→ **Material provided**
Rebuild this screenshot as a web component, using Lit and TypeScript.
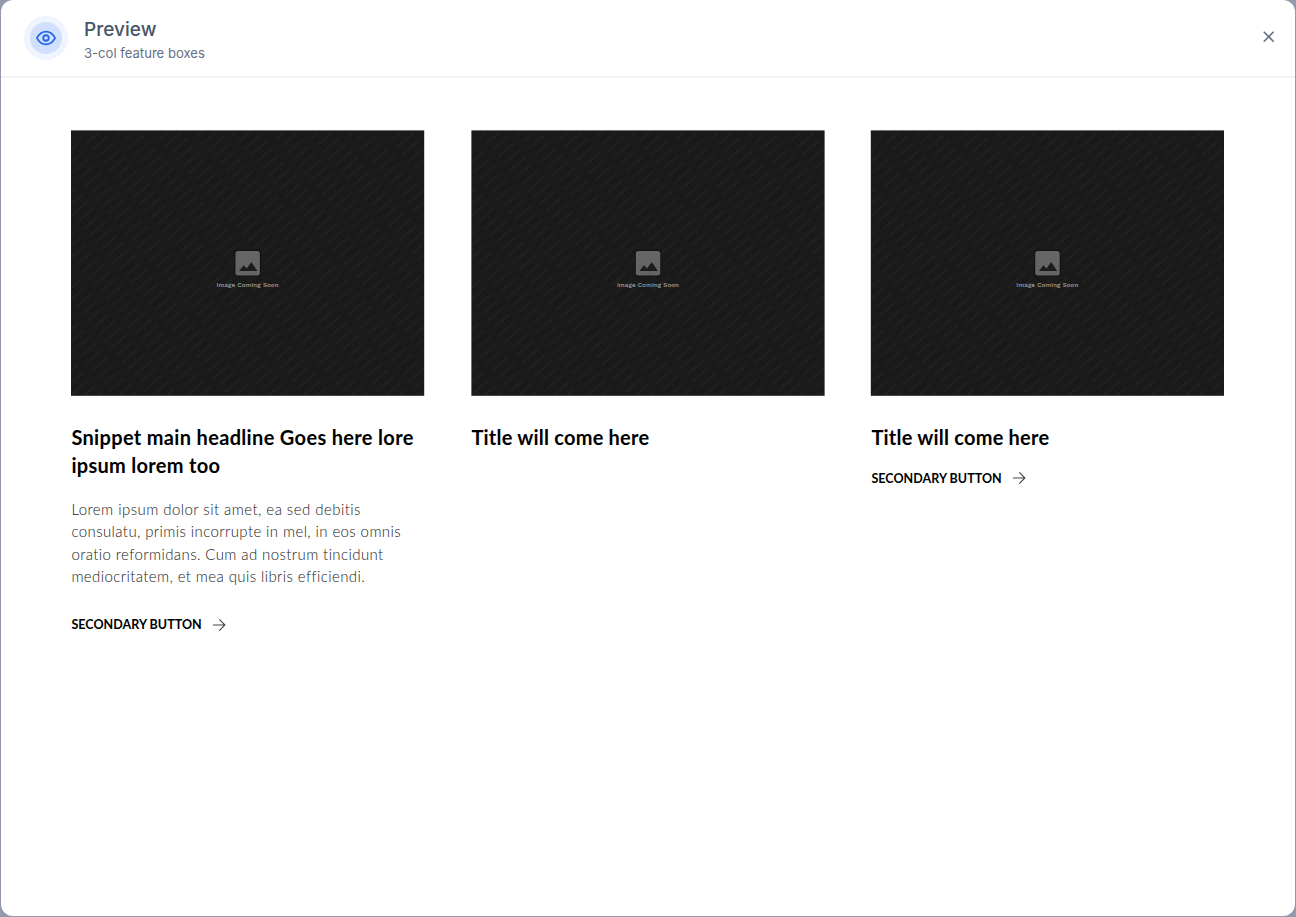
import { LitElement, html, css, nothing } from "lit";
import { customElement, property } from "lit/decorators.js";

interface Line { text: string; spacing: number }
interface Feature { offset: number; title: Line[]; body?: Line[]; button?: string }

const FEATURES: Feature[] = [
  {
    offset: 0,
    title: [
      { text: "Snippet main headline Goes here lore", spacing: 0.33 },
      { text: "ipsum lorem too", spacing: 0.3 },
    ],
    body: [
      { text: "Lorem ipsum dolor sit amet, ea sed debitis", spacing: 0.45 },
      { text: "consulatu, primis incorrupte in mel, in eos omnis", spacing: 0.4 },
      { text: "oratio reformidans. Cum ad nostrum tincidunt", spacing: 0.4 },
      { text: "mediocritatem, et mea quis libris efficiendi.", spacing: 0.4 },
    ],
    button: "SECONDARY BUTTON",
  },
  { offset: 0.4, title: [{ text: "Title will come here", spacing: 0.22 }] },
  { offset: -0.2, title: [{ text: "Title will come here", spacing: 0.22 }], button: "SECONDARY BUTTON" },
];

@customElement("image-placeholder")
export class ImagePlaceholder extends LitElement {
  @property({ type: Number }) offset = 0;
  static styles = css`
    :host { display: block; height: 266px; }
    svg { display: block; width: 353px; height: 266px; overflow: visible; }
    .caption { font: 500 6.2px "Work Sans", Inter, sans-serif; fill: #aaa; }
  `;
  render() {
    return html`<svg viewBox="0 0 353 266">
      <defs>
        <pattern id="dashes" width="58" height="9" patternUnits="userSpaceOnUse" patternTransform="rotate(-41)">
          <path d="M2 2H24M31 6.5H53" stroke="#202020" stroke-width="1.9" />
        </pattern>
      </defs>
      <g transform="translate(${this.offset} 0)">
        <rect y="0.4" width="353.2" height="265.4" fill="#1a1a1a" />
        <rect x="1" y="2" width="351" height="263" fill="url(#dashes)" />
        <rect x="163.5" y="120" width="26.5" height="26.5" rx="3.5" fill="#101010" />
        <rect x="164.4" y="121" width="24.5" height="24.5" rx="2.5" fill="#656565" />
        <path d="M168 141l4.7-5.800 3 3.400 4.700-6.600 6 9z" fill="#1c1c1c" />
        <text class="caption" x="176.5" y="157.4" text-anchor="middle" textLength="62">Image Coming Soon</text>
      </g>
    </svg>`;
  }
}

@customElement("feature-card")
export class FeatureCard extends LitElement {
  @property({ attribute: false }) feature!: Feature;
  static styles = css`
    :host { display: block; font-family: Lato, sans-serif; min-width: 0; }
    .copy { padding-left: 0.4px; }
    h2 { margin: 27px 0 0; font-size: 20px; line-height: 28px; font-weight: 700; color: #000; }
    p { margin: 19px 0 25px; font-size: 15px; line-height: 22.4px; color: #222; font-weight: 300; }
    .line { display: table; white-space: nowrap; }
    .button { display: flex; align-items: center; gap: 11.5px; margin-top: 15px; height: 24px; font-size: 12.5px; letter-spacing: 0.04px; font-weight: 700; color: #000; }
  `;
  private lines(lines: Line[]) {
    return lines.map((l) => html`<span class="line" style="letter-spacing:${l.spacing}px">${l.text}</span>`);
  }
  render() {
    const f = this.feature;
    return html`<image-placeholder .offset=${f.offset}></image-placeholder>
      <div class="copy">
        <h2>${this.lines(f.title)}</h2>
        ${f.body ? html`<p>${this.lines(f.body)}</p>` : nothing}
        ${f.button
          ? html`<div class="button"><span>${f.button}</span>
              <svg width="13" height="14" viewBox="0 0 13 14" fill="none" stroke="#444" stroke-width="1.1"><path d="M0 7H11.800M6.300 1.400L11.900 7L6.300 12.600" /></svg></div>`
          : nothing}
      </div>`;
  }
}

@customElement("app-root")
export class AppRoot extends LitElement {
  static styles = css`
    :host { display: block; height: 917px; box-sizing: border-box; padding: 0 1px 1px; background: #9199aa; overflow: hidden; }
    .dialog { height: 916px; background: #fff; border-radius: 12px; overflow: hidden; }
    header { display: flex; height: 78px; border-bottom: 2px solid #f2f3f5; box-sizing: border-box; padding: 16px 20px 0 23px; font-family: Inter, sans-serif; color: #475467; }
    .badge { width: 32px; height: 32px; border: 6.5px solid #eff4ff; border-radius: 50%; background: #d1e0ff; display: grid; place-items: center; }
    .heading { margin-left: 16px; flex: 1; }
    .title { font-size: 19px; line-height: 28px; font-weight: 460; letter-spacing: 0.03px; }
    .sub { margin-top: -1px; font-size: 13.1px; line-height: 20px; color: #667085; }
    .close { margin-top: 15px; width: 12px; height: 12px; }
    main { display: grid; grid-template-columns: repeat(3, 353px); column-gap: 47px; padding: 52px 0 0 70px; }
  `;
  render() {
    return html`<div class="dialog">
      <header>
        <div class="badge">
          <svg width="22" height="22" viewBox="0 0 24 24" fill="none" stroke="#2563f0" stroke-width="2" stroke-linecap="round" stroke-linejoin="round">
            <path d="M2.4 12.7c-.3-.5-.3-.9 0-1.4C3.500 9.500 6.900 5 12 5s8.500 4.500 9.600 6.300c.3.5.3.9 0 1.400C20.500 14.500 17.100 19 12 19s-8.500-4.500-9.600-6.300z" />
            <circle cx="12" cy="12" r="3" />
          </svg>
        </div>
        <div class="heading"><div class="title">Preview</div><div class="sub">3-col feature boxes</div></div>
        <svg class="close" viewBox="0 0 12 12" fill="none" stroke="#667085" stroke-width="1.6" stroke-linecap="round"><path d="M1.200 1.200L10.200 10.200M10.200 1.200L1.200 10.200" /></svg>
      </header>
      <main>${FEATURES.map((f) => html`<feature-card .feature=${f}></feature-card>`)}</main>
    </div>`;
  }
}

---

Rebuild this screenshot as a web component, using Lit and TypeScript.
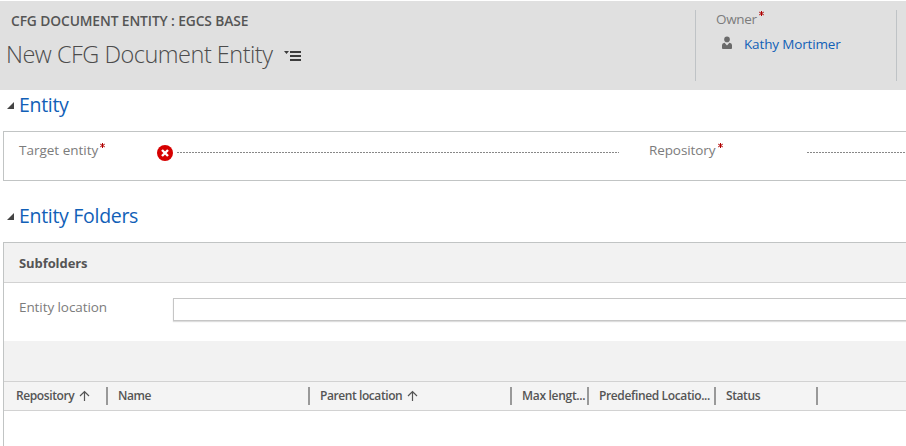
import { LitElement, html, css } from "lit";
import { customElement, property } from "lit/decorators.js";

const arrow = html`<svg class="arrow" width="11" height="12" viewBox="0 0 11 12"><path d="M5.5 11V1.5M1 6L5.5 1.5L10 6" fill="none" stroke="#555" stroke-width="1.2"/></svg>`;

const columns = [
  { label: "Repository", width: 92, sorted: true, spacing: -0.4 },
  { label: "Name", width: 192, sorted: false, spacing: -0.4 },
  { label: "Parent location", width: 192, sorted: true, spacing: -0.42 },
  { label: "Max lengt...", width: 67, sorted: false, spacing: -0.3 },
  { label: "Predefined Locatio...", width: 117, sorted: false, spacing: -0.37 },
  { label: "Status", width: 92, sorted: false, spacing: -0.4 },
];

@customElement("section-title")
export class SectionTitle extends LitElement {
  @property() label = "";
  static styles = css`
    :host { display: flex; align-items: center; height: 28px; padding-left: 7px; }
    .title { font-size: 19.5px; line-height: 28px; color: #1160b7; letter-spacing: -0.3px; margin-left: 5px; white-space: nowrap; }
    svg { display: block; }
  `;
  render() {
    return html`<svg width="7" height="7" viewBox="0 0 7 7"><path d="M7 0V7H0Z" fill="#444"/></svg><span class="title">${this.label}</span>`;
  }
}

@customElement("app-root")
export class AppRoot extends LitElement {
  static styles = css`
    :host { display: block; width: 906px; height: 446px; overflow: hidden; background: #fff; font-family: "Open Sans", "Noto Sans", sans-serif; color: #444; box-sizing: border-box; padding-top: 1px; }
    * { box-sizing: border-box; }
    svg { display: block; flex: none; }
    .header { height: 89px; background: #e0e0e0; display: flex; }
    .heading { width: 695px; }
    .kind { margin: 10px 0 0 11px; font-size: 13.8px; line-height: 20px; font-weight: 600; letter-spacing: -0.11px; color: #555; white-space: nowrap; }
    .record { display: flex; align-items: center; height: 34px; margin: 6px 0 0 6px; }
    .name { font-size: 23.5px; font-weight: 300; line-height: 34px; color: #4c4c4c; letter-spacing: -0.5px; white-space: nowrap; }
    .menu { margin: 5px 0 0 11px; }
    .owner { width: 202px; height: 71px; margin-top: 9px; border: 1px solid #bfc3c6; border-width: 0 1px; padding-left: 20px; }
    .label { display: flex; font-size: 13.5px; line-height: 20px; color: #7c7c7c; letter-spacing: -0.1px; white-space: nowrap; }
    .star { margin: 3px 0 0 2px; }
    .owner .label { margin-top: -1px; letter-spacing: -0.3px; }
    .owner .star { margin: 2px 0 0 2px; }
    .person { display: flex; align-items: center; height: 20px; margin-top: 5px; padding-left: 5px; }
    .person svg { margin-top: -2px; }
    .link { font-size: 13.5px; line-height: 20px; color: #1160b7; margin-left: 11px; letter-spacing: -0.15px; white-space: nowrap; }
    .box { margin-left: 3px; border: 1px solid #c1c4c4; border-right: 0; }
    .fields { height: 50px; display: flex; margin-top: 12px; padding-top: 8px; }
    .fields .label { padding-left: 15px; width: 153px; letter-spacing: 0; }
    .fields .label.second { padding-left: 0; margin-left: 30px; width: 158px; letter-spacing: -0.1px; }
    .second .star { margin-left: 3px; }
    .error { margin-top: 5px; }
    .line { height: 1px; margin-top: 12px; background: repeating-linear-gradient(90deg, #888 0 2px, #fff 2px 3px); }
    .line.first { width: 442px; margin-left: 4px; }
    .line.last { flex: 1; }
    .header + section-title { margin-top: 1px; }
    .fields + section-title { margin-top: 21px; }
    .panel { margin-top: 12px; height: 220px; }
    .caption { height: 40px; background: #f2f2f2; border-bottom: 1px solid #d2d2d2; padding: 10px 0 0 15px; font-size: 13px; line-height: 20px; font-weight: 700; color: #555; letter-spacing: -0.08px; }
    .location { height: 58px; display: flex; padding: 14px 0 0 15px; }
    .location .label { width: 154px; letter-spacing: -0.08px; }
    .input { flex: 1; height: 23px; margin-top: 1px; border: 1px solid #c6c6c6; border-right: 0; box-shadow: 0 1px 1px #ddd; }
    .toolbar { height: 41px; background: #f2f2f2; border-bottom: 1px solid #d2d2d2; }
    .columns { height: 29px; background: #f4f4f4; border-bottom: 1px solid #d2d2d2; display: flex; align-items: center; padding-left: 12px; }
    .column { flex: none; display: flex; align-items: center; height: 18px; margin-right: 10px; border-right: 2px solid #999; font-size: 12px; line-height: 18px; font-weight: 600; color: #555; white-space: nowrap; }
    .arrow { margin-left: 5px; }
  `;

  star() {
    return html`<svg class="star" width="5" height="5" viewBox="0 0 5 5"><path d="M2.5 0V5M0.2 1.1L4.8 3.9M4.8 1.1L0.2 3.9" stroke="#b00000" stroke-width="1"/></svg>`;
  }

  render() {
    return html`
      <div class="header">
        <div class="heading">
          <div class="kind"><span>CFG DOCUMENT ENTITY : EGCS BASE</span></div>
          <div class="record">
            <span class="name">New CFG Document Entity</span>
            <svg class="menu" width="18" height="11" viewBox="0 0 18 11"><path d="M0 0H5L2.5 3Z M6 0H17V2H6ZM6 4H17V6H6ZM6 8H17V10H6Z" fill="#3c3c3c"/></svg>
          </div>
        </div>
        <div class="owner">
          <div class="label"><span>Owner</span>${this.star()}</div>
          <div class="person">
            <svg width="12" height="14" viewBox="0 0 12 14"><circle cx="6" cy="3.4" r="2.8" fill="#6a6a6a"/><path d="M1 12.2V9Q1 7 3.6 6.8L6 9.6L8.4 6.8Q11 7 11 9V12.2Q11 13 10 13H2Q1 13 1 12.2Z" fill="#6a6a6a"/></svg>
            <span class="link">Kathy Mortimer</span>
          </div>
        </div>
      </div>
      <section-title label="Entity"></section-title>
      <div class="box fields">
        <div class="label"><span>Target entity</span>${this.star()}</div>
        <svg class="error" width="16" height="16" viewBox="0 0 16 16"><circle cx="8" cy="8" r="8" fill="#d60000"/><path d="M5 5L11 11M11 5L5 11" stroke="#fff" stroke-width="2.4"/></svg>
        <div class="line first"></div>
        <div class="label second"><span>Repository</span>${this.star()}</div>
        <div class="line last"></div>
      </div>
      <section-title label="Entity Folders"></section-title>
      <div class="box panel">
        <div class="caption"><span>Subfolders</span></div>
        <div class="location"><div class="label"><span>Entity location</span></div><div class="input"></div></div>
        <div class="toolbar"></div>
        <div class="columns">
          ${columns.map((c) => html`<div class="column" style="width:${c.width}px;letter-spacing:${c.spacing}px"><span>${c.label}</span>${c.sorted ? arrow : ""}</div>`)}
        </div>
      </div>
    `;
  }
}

---

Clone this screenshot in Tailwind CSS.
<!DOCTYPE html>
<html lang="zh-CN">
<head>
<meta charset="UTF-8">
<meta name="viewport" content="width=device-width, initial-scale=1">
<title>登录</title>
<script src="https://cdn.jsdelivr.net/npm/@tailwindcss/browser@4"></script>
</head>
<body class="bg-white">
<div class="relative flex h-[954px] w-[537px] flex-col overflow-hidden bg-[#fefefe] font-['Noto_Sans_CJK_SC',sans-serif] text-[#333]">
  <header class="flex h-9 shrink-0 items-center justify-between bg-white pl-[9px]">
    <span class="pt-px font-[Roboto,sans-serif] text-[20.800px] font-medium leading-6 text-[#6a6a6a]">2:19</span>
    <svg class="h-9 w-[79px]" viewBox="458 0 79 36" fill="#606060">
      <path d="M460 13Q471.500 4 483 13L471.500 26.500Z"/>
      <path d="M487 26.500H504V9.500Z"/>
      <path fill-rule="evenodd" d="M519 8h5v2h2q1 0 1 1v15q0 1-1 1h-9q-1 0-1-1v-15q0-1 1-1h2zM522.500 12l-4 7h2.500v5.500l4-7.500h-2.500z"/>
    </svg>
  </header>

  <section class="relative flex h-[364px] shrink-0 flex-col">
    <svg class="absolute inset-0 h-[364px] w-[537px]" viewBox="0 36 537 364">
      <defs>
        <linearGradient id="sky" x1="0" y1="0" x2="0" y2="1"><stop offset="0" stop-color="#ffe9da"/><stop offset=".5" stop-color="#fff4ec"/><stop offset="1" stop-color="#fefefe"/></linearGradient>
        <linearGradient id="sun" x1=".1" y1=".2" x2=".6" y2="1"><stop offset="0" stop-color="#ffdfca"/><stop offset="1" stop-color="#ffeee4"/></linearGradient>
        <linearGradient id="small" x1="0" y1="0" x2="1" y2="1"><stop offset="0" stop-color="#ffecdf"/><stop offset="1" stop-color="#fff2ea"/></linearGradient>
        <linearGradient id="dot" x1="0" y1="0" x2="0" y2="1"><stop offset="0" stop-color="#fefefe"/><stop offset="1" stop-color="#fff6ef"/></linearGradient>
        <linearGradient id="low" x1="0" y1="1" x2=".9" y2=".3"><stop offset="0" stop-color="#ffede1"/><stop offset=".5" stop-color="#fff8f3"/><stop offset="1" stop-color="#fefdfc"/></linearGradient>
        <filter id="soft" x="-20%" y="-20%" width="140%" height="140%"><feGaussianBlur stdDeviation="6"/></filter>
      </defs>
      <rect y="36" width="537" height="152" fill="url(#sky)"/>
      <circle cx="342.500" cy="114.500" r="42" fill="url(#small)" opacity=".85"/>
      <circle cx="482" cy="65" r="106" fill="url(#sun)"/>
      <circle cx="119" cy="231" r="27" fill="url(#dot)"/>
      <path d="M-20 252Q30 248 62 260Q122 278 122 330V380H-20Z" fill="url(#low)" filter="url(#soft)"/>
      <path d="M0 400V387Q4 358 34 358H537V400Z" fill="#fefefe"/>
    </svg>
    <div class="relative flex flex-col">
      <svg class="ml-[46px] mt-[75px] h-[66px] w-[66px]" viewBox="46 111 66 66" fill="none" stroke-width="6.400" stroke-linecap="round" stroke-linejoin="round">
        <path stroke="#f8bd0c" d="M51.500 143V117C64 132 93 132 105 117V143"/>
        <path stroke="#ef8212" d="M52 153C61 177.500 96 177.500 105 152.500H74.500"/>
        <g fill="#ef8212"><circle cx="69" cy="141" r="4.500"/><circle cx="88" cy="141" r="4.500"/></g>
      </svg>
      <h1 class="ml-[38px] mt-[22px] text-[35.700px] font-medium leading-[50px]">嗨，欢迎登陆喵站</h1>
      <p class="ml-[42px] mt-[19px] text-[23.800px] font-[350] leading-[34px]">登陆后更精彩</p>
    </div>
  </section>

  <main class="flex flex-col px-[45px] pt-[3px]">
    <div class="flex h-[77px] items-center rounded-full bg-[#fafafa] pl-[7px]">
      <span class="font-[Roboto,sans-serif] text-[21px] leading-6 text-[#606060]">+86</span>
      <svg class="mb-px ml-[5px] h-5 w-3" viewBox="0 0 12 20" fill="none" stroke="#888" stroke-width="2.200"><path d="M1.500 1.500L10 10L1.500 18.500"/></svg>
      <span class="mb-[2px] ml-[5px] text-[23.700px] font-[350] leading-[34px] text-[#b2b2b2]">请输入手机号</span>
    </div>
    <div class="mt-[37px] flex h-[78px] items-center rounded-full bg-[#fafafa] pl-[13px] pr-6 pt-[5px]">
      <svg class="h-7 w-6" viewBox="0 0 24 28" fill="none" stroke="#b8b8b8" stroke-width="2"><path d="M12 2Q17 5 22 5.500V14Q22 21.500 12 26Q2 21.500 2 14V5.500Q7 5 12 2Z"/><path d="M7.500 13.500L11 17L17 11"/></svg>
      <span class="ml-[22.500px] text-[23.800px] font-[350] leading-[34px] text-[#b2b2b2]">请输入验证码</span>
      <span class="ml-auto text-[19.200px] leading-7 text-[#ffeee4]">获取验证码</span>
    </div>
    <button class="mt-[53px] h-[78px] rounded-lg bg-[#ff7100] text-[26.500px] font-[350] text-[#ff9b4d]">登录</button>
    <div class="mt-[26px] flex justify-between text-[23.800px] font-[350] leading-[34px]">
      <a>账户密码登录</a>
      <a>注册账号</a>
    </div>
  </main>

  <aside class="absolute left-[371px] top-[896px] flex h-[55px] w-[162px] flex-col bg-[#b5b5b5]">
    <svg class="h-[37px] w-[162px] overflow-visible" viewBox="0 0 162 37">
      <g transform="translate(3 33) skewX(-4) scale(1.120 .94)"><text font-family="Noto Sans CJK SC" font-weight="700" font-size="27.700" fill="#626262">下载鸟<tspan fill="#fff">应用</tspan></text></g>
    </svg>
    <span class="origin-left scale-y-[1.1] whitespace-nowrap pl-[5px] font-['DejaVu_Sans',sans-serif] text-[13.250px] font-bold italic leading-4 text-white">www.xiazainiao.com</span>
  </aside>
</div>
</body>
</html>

→ **Description of the task**
List all lines in the material containing the string "this".

→ **Task output**
Rebuild this screenshot as a web component, using Lit and TypeScript.
      <g transform="translate(${this.offset} 0)">
    const f = this.feature;
        <h2>${this.lines(f.title)}</h2>
        ${f.body ? html`<p>${this.lines(f.body)}</p>` : nothing}
Rebuild this screenshot as a web component, using Lit and TypeScript.
    return html`<svg width="7" height="7" viewBox="0 0 7 7"><path d="M7 0V7H0Z" fill="#444"/></svg><span class="title">${this.label}</span>`;
          <div class="label"><span>Owner</span>${this.star()}</div>
        <div class="label"><span>Target entity</span>${this.star()}</div>
        <div class="label second"><span>Repository</span>${this.star()}</div>
Clone this screenshot in Tailwind CSS.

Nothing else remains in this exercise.